DO THIS> Write out every line exactly, from the start of the records below to the line with "border-[#707070] px-[5px] py-[5px]", and stop there. Don't write out the pictures.

— begin —

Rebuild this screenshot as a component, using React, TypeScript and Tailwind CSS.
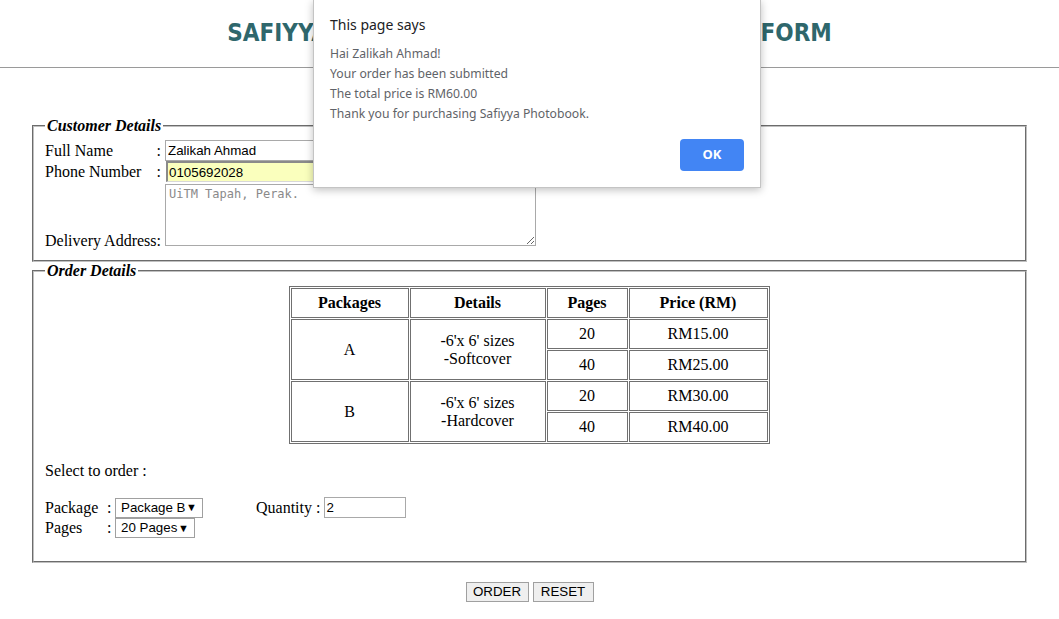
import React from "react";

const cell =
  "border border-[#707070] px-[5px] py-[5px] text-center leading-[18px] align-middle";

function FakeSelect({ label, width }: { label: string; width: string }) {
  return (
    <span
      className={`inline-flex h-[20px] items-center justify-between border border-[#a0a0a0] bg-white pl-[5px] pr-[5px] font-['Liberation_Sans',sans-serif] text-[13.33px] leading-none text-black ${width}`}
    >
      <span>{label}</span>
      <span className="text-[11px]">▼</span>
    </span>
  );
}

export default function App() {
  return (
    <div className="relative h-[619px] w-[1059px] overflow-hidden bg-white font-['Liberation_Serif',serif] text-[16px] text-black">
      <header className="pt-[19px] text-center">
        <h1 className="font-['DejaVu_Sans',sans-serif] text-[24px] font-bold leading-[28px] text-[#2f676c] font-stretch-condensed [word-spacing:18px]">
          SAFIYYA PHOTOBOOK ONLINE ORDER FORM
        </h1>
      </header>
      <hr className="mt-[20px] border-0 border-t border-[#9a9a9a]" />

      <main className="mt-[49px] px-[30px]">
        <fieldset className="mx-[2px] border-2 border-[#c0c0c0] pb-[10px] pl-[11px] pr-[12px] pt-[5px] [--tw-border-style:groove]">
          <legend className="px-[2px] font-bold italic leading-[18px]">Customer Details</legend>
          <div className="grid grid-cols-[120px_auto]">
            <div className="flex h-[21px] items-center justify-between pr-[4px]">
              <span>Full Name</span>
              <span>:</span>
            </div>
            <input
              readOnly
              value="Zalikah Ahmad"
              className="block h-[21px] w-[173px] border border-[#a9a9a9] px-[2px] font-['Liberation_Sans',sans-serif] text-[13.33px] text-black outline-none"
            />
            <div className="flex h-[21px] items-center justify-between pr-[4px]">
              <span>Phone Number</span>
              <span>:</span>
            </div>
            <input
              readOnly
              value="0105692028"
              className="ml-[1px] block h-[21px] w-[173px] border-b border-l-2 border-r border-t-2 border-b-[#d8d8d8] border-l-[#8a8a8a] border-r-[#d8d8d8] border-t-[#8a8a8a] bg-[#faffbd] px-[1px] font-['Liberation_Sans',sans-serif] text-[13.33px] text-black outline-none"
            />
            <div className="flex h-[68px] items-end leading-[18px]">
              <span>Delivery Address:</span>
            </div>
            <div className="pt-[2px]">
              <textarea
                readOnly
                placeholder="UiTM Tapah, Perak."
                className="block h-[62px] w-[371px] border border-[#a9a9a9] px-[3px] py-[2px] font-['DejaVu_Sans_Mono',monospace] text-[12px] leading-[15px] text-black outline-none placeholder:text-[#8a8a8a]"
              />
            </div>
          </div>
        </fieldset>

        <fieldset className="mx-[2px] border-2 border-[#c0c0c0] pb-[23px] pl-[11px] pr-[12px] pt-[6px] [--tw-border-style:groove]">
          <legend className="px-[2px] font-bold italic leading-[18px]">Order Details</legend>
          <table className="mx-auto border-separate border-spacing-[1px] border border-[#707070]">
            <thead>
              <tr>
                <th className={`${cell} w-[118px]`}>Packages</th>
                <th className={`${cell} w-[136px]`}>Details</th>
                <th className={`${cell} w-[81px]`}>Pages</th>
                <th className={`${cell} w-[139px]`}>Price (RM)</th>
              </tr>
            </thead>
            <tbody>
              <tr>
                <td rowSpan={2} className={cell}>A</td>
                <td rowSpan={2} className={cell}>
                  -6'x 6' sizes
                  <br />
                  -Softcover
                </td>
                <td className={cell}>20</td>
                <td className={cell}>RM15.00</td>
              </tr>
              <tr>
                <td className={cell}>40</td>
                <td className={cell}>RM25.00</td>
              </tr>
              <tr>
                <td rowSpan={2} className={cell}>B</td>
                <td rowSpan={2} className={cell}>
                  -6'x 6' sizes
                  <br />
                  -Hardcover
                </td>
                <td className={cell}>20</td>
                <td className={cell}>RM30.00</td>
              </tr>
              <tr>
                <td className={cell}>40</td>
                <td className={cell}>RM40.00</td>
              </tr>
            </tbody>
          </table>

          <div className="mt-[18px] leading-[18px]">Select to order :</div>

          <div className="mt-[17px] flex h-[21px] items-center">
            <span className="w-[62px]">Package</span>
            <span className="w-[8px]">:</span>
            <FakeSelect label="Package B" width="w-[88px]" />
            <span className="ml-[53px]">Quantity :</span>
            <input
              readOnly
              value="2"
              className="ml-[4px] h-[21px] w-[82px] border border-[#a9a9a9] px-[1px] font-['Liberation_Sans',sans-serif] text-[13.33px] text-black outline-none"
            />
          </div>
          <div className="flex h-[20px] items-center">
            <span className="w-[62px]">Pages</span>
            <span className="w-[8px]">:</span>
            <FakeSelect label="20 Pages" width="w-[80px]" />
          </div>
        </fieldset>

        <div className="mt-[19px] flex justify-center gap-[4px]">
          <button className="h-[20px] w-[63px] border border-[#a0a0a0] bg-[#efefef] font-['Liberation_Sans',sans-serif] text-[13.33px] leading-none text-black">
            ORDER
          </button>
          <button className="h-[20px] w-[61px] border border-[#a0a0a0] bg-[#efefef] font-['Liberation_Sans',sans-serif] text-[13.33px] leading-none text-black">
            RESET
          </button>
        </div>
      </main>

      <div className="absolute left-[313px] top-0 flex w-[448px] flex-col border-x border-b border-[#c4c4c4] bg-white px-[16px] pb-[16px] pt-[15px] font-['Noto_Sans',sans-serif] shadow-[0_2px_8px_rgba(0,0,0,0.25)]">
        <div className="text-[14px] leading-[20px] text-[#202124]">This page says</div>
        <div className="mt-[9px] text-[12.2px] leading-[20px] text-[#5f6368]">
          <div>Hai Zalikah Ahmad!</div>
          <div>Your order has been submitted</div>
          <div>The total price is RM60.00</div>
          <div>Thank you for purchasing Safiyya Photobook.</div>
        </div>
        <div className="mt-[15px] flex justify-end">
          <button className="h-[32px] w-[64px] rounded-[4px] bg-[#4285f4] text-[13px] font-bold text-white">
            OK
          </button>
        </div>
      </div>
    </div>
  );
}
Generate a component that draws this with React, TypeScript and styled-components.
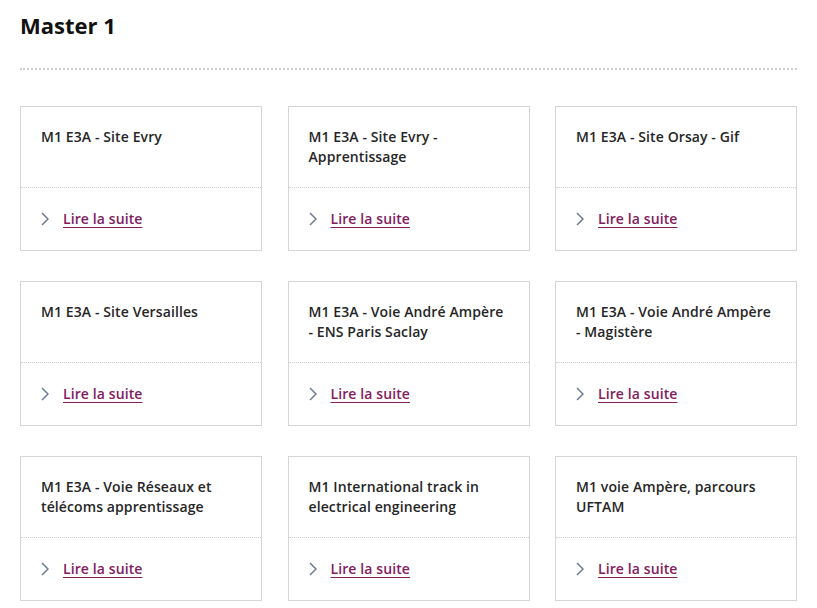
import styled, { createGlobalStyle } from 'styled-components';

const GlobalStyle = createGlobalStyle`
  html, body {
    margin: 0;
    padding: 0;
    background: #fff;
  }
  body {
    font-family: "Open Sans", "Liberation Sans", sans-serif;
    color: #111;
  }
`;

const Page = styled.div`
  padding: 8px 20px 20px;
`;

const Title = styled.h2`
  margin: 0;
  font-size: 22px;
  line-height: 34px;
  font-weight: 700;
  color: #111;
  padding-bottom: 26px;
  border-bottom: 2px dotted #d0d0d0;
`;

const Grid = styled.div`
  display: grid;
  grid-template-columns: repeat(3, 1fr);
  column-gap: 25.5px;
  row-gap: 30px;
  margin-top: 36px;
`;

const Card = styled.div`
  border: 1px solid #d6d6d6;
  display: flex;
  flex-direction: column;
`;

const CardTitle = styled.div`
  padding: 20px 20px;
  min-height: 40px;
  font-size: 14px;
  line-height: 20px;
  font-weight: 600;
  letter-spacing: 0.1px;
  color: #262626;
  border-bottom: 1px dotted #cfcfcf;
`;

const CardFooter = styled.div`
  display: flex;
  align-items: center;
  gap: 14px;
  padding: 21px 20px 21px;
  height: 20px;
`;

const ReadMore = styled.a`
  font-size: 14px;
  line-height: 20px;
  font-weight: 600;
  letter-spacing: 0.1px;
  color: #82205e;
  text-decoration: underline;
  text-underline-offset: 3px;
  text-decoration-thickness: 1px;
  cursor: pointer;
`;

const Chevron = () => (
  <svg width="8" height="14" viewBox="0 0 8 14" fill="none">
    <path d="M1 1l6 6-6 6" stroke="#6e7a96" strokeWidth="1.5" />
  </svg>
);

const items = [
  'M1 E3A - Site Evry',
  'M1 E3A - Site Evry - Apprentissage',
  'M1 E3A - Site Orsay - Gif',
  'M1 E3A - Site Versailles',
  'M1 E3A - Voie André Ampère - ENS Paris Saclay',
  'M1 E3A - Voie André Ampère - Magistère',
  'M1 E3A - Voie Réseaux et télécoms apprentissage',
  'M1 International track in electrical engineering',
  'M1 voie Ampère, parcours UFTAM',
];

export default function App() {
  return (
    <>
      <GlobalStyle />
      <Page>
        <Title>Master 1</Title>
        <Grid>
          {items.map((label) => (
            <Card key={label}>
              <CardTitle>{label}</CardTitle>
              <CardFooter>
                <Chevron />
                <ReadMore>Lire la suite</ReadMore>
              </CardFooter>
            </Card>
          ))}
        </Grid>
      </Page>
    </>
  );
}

— end —

RESPONSE TO THIS EXERCISE>
Rebuild this screenshot as a component, using React, TypeScript and Tailwind CSS.
import React from "react";

const cell =
  "border border-[#707070] px-[5px] py-[5px] text-center leading-[18px] align-middle";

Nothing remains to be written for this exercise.